## Source data:
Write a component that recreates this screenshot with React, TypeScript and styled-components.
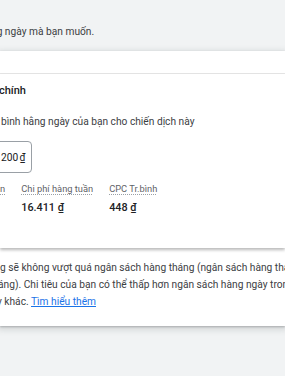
import React from "react";
import styled, { createGlobalStyle } from "styled-components";

const GlobalStyle = createGlobalStyle`
  html, body {
    margin: 0;
    padding: 0;
    background: #f1f3f4;
    font-family: Roboto, "Noto Sans", Arial, sans-serif;
    overflow: hidden;
  }
`;

const Page = styled.div`
  width: 285px;
  height: 376px;
  overflow: hidden;
  background: #f1f3f4;
  color: #3c4043;
`;

const Intro = styled.div`
  height: 51px;
  box-sizing: border-box;
  padding-top: 24px;
  font-size: 10.2px;
  line-height: 16px;
  white-space: nowrap;
  margin-left: -9px;
  color: #3c4043;
`;

// Expansion panel

const Panel = styled.div`
  background: #fff;
  box-shadow: 0 1px 2px rgba(60, 64, 67, 0.3), 0 2px 6px 2px rgba(60, 64, 67, 0.15);
`;

const PanelHeader = styled.div`
  height: 22px;
  border-bottom: 1px solid #e6e6e6;
`;

const PanelBody = styled.div`
  position: relative;
  z-index: 1;
  height: 174px;
  box-sizing: border-box;
  padding-top: 9px;
  background: #fff;
  box-shadow: 0 2px 3px rgba(0, 0, 0, 0.28);
  white-space: nowrap;
  overflow: hidden;
`;

const Title = styled.div`
  font-size: 11px;
  line-height: 16px;
  font-weight: 500;
  color: #202124;
  margin-left: -1px;
`;

const Hint = styled.div`
  margin-top: 15px;
  font-size: 10.2px;
  line-height: 16px;
  color: #3c4043;
  margin-left: 1px;
`;

const BudgetInput = styled.div`
  margin-top: 11px;
  margin-left: -12px;
  width: 44px;
  height: 32px;
  box-sizing: border-box;
  border: 1px solid #9aa0a6;
  border-radius: 4px;
  padding-left: 12px;
  display: flex;
  align-items: center;
  font-size: 10.2px;
  color: #202124;
`;

const Stats = styled.div`
  display: flex;
  gap: 16px;
  margin-top: 9px;
  margin-left: -80px;
`;

const Stat = styled.div`
  display: flex;
  flex-direction: column;
  gap: 4px;
`;

const StatLabel = styled.span`
  font-size: 9.3px;
  line-height: 14px;
  color: #5f6368;
  text-decoration: underline dotted #9aa0a6;
  text-underline-offset: 2px;
`;

const StatValue = styled.span`
  font-size: 10.8px;
  line-height: 16px;
  font-weight: 500;
  color: #202124;
`;

const PanelFooter = styled.div`
  padding: 11px 0 16px;
  font-size: 10.2px;
  line-height: 17px;
  color: #3c4043;
  white-space: nowrap;
  overflow: hidden;
`;

const Line = styled.div<{ $shift?: number }>`
  margin-left: ${p => p.$shift ?? 0}px;
`;

const Link = styled.a`
  color: #1a73e8;
  text-decoration: underline;
`;

const stats = [
  { label: "Lượt nhấp hàng tuần", value: "37" },
  { label: "Chi phí hàng tuần", value: "16.411 ₫" },
  { label: "CPC Tr.bình", value: "448 ₫" }
];

const App: React.FC = () => {
  return (
    <Page>
      <GlobalStyle />
      <Intro>ng ngày mà bạn muốn.</Intro>
      <Panel>
        <PanelHeader />
        <PanelBody>
          <Title>chính</Title>
          <Hint>bình hằng ngày của bạn cho chiến dịch này</Hint>
          <BudgetInput>200{"\u202F"}₫</BudgetInput>
          <Stats>
            {stats.map(s => (
              <Stat key={s.label}>
                <StatLabel>{s.label}</StatLabel>
                <StatValue>{s.value}</StatValue>
              </Stat>
            ))}
          </Stats>
        </PanelBody>
        <PanelFooter>
          <Line>g sẽ không vượt quá ngân sách hàng tháng (ngân sách hàng tháng</Line>
          <Line $shift={-2}>áng). Chi tiêu của bạn có thể thấp hơn ngân sách hàng ngày trong</Line>
          <Line $shift={-3}>
            y khác. <Link href="#">Tìm hiểu thêm</Link>
          </Line>
        </PanelFooter>
      </Panel>
    </Page>
  );
};

export default App;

## Required task:
Omit every picture, then repeat the remaining data exactly as it appears above.

## Written response:
Write a component that recreates this screenshot with React, TypeScript and styled-components.
import React from "react";
import styled, { createGlobalStyle } from "styled-components";

const GlobalStyle = createGlobalStyle`
  html, body {
    margin: 0;
    padding: 0;
    background: #f1f3f4;
    font-family: Roboto, "Noto Sans", Arial, sans-serif;
    overflow: hidden;
  }
`;

const Page = styled.div`
  width: 285px;
  height: 376px;
  overflow: hidden;
  background: #f1f3f4;
  color: #3c4043;
`;

const Intro = styled.div`
  height: 51px;
  box-sizing: border-box;
  padding-top: 24px;
  font-size: 10.2px;
  line-height: 16px;
  white-space: nowrap;
  margin-left: -9px;
  color: #3c4043;
`;

// Expansion panel

const Panel = styled.div`
  background: #fff;
  box-shadow: 0 1px 2px rgba(60, 64, 67, 0.3), 0 2px 6px 2px rgba(60, 64, 67, 0.15);
`;

const PanelHeader = styled.div`
  height: 22px;
  border-bottom: 1px solid #e6e6e6;
`;

const PanelBody = styled.div`
  position: relative;
  z-index: 1;
  height: 174px;
  box-sizing: border-box;
  padding-top: 9px;
  background: #fff;
  box-shadow: 0 2px 3px rgba(0, 0, 0, 0.28);
  white-space: nowrap;
  overflow: hidden;
`;

const Title = styled.div`
  font-size: 11px;
  line-height: 16px;
  font-weight: 500;
  color: #202124;
  margin-left: -1px;
`;

const Hint = styled.div`
  margin-top: 15px;
  font-size: 10.2px;
  line-height: 16px;
  color: #3c4043;
  margin-left: 1px;
`;

const BudgetInput = styled.div`
  margin-top: 11px;
  margin-left: -12px;
  width: 44px;
  height: 32px;
  box-sizing: border-box;
  border: 1px solid #9aa0a6;
  border-radius: 4px;
  padding-left: 12px;
  display: flex;
  align-items: center;
  font-size: 10.2px;
  color: #202124;
`;

const Stats = styled.div`
  display: flex;
  gap: 16px;
  margin-top: 9px;
  margin-left: -80px;
`;

const Stat = styled.div`
  display: flex;
  flex-direction: column;
  gap: 4px;
`;

const StatLabel = styled.span`
  font-size: 9.3px;
  line-height: 14px;
  color: #5f6368;
  text-decoration: underline dotted #9aa0a6;
  text-underline-offset: 2px;
`;

const StatValue = styled.span`
  font-size: 10.8px;
  line-height: 16px;
  font-weight: 500;
  color: #202124;
`;

const PanelFooter = styled.div`
  padding: 11px 0 16px;
  font-size: 10.2px;
  line-height: 17px;
  color: #3c4043;
  white-space: nowrap;
  overflow: hidden;
`;

const Line = styled.div<{ $shift?: number }>`
  margin-left: ${p => p.$shift ?? 0}px;
`;

const Link = styled.a`
  color: #1a73e8;
  text-decoration: underline;
`;

const stats = [
  { label: "Lượt nhấp hàng tuần", value: "37" },
  { label: "Chi phí hàng tuần", value: "16.411 ₫" },
  { label: "CPC Tr.bình", value: "448 ₫" }
];

const App: React.FC = () => {
  return (
    <Page>
      <GlobalStyle />
      <Intro>ng ngày mà bạn muốn.</Intro>
      <Panel>
        <PanelHeader />
        <PanelBody>
          <Title>chính</Title>
          <Hint>bình hằng ngày của bạn cho chiến dịch này</Hint>
          <BudgetInput>200{"\u202F"}₫</BudgetInput>
          <Stats>
            {stats.map(s => (
              <Stat key={s.label}>
                <StatLabel>{s.label}</StatLabel>
                <StatValue>{s.value}</StatValue>
              </Stat>
            ))}
          </Stats>
        </PanelBody>
        <PanelFooter>
          <Line>g sẽ không vượt quá ngân sách hàng tháng (ngân sách hàng tháng</Line>
          <Line $shift={-2}>áng). Chi tiêu của bạn có thể thấp hơn ngân sách hàng ngày trong</Line>
          <Line $shift={-3}>
            y khác. <Link href="#">Tìm hiểu thêm</Link>
          </Line>
        </PanelFooter>
      </Panel>
    </Page>
  );
};

export default App;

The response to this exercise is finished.